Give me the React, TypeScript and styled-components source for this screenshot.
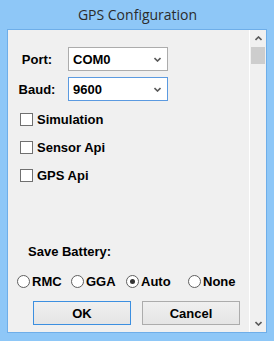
import styled, { createGlobalStyle } from 'styled-components';

const GlobalStyle = createGlobalStyle`
  html, body {
    margin: 0;
    padding: 0;
    background: #8ec7f7;
  }
`;

const Window = styled.div`
  background: #8ec7f7;
  display: flex;
  flex-direction: column;
  height: 341px;
  width: 274px;
`;

const TitleBar = styled.div`
  align-items: center;
  color: #2b2b2b;
  display: flex;
  font-family: 'Open Sans', 'Noto Sans', sans-serif;
  font-size: 14px;
  height: 29px;
  justify-content: center;
  padding-left: 1px;
`;

const Frame = styled.div`
  background: #f0f0f0;
  border: 1px solid #6eaee9;
  display: flex;
  height: 304px;
  margin: 0 7px;
  box-sizing: border-box;
`;

const Content = styled.div`
  display: flex;
  flex: 1;
  flex-direction: column;
  font-family: 'Liberation Sans', Arial, sans-serif;
  font-size: 13px;
  font-weight: bold;
  color: #000;
  padding-top: 17px;
`;

const FieldRow = styled.div`
  align-items: center;
  display: flex;
  gap: 8px;
  height: 24px;
  margin-bottom: 6px;
  padding-left: 6px;
`;

const FieldLabel = styled.div`
  text-align: center;
  width: 46px;
`;

const Combo = styled.div<{ $focused?: boolean }>`
  align-items: center;
  background: #fff;
  border: 1px solid ${({ $focused }) => ($focused ? '#5b9ae0' : '#acacac')};
  box-sizing: border-box;
  display: flex;
  height: 24px;
  justify-content: space-between;
  padding: 0 6px 0 4px;
  width: 100px;
`;

const CheckList = styled.div`
  display: flex;
  flex-direction: column;
  gap: 15px;
  margin-top: 6px;
  padding-left: 12px;
`;

const CheckRow = styled.label`
  align-items: center;
  display: flex;
  gap: 4px;
  height: 13px;
`;

const Box = styled.span`
  background: #fff;
  border: 1px solid #707070;
  box-sizing: border-box;
  display: inline-block;
  height: 13px;
  width: 13px;
`;

const SectionLabel = styled.div`
  line-height: 16px;
  margin-top: 62px;
  padding-left: 20px;
`;

const RadioRow = styled.div`
  align-items: center;
  display: flex;
  height: 13px;
  margin-top: 15px;
  padding-left: 9px;
`;

const RadioItem = styled.label<{ $width: number }>`
  align-items: center;
  display: flex;
  gap: 2px;
  width: ${({ $width }) => $width}px;
`;

const Circle = styled.span<{ $checked?: boolean }>`
  align-items: center;
  background: #fff;
  border: 1px solid #5f5f5f;
  border-radius: 50%;
  box-sizing: border-box;
  display: inline-flex;
  height: 13px;
  justify-content: center;
  width: 13px;

  &::after {
    background: #333;
    border-radius: 50%;
    content: '';
    display: ${({ $checked }) => ($checked ? 'block' : 'none')};
    height: 5px;
    width: 5px;
  }
`;

const ButtonRow = styled.div`
  display: flex;
  gap: 11px;
  margin-top: 13px;
  padding-left: 25px;
`;

const Button = styled.div<{ $default?: boolean }>`
  align-items: center;
  background: linear-gradient(#f0f0f0, #e5e5e5);
  border: 1px solid ${({ $default }) => ($default ? '#3c8fe0' : '#acacac')};
  box-sizing: border-box;
  display: flex;
  height: 24px;
  justify-content: center;
  width: 98px;
`;

const Scrollbar = styled.div`
  align-items: center;
  border-left: 1px solid #fff;
  display: flex;
  flex-direction: column;
  width: 16px;
`;

const ScrollArrow = styled.div`
  align-items: center;
  display: flex;
  height: 17px;
  justify-content: center;
  width: 100%;
`;

const Track = styled.div`
  flex: 1;
  width: 100%;
`;

const Thumb = styled.div`
  background: #cdcdcd;
  height: 17px;
  margin: 0 1px;
`;

const Chevron = ({ up, color = '#5a5a5a' }: { up?: boolean; color?: string }) => (
  <svg width="7" height="5" viewBox="0 0 7 5">
    <polyline
      points={up ? '0.5,4 3.5,1 6.5,4' : '0.5,1 3.5,4 6.5,1'}
      fill="none"
      stroke={color}
      strokeWidth="1.6"
    />
  </svg>
);

const checks = ['Simulation', 'Sensor Api', 'GPS Api'];

const radios = [
  { label: 'RMC', width: 54 },
  { label: 'GGA', width: 55 },
  { label: 'Auto', width: 62, checked: true },
  { label: 'None', width: 60 },
];

export default function App() {
  return (
    <>
      <GlobalStyle />
      <Window>
        <TitleBar>GPS Configuration</TitleBar>
        <Frame>
          <Content>
            <FieldRow>
              <FieldLabel>Port:</FieldLabel>
              <Combo>
                COM0
                <Chevron />
              </Combo>
            </FieldRow>
            <FieldRow>
              <FieldLabel>Baud:</FieldLabel>
              <Combo $focused>
                9600
                <Chevron />
              </Combo>
            </FieldRow>
            <CheckList>
              {checks.map((c) => (
                <CheckRow key={c}>
                  <Box />
                  {c}
                </CheckRow>
              ))}
            </CheckList>
            <SectionLabel>Save Battery:</SectionLabel>
            <RadioRow>
              {radios.map((r) => (
                <RadioItem key={r.label} $width={r.width}>
                  <Circle $checked={r.checked} />
                  {r.label}
                </RadioItem>
              ))}
            </RadioRow>
            <ButtonRow>
              <Button $default>OK</Button>
              <Button>Cancel</Button>
            </ButtonRow>
          </Content>
          <Scrollbar>
            <ScrollArrow>
              <Chevron up />
            </ScrollArrow>
            <Track>
              <Thumb />
            </Track>
            <ScrollArrow>
              <Chevron />
            </ScrollArrow>
          </Scrollbar>
        </Frame>
      </Window>
    </>
  );
}
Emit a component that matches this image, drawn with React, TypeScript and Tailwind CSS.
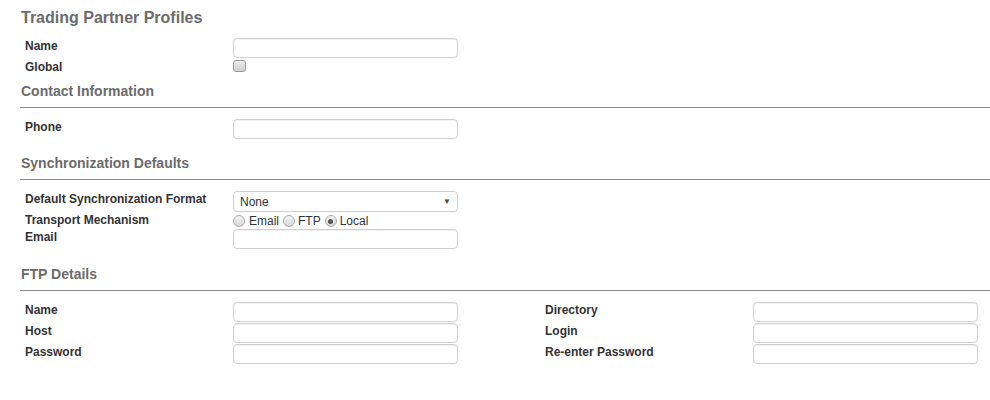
import React from "react";

const font = { fontFamily: '"Liberation Sans", Arial, sans-serif' };

function TextBox() {
  return (
    <div className="w-[225px] h-[20px] rounded-[4px] border border-[#cfcfcf] bg-white shadow-[inset_0_1px_1px_rgba(0,0,0,0.06)]" />
  );
}

function Row({ label, children }: { label: string; children: React.ReactNode }) {
  return (
    <div className="flex items-start h-[21px]">
      <div className="w-[208px] pt-[1px] text-[12px] leading-[14px] font-bold text-[#333]">{label}</div>
      {children}
    </div>
  );
}

function Radio({ checked }: { checked?: boolean }) {
  return (
    <span className="inline-flex items-center justify-center w-[12px] h-[12px] rounded-full border border-[#a9a9a9] bg-gradient-to-b from-[#f4f4f4] to-[#d6d6d6]">
      {checked && <span className="w-[5px] h-[5px] rounded-full bg-[#555]" />}
    </span>
  );
}

function Section({ title, top }: { title: string; top: string }) {
  return (
    <div className={top}>
      <div className="pl-[21px] text-[14px] leading-[18px] font-bold text-[#6b6b6b]">{title}</div>
      <div className="ml-[20px] mt-[7px] h-px bg-[#888]" />
    </div>
  );
}

export default function App() {
  return (
    <div className="w-[990px] h-[400px] bg-white overflow-hidden" style={font}>
      <div className="pt-[8px] pl-[21px] text-[16px] leading-[20px] font-bold text-[#6b6b6b]">
        Trading Partner Profiles
      </div>

      <div className="pl-[25px] mt-[10px]">
        <Row label="Name">
          <TextBox />
        </Row>
        <div className="flex items-start h-[17px]">
          <div className="w-[208px] pt-[1px] text-[12px] leading-[14px] font-bold text-[#333]">Global</div>
          <span className="mt-[1px] w-[13px] h-[12px] rounded-[3px] border border-[#9a9a9a] bg-gradient-to-b from-[#eee] to-[#cfcfcf]" />
        </div>
      </div>

      <Section title="Contact Information" top="mt-[6px]" />
      <div className="pl-[25px] mt-[11px]">
        <Row label="Phone">
          <TextBox />
        </Row>
      </div>

      <Section title="Synchronization Defaults" top="mt-[14px]" />
      <div className="pl-[25px] mt-[11px]">
        <Row label="Default Synchronization Format">
          <div className="w-[225px] h-[21px] rounded-[4px] border border-[#cfcfcf] bg-white flex items-center justify-between pl-[6px] pr-[6px] text-[12px] text-[#333]">
            <span>None</span>
            <span className="text-[8px] text-[#444]">▼</span>
          </div>
        </Row>
        <div className="flex items-start h-[17px]">
          <div className="w-[208px] pt-[1px] text-[12px] leading-[14px] font-bold text-[#333]">Transport Mechanism</div>
          <div className="flex items-center text-[12px] leading-[14px] text-[#333] pt-[2px]">
            <Radio />
            <span className="ml-[4px] mr-[4px]">Email</span>
            <Radio />
            <span className="ml-[3px] mr-[4px]">FTP</span>
            <Radio checked />
            <span className="ml-[3px]">Local</span>
          </div>
        </div>
        <Row label="Email">
          <TextBox />
        </Row>
      </div>

      <Section title="FTP Details" top="mt-[15px]" />
      <div className="pl-[25px] mt-[11px] grid grid-cols-[433px_433px] gap-x-[87px]">
        <div>
          <Row label="Name"><TextBox /></Row>
          <Row label="Host"><TextBox /></Row>
          <Row label="Password"><TextBox /></Row>
        </div>
        <div>
          <Row label="Directory"><TextBox /></Row>
          <Row label="Login"><TextBox /></Row>
          <Row label="Re-enter Password"><TextBox /></Row>
        </div>
      </div>
    </div>
  );
}
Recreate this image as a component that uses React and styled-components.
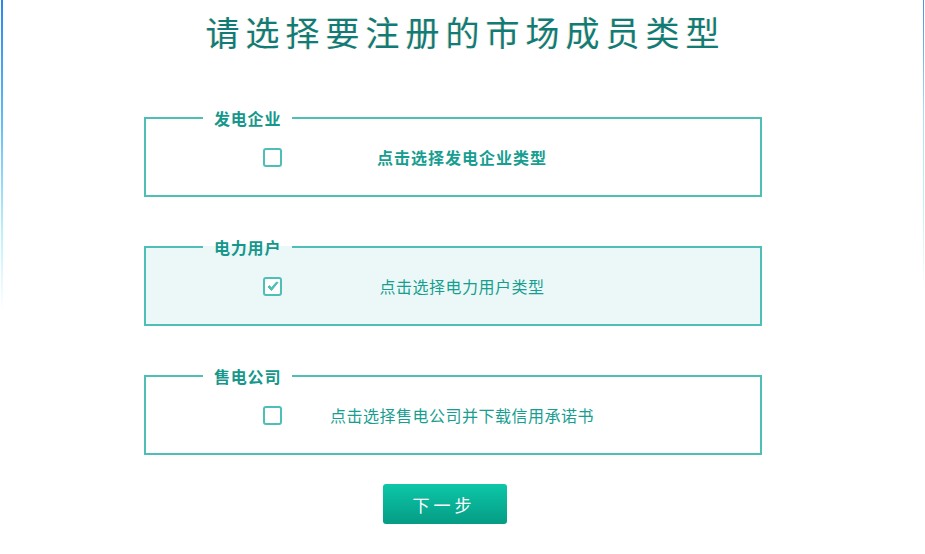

==============================

▶ **Brief**: Return all lines containing the word "TypeScript".

▶ **Finished exercise**:
Give me the React, TypeScript and styled-components source for this screenshot.
Emit a component that matches this image, drawn with React, TypeScript and Tailwind CSS.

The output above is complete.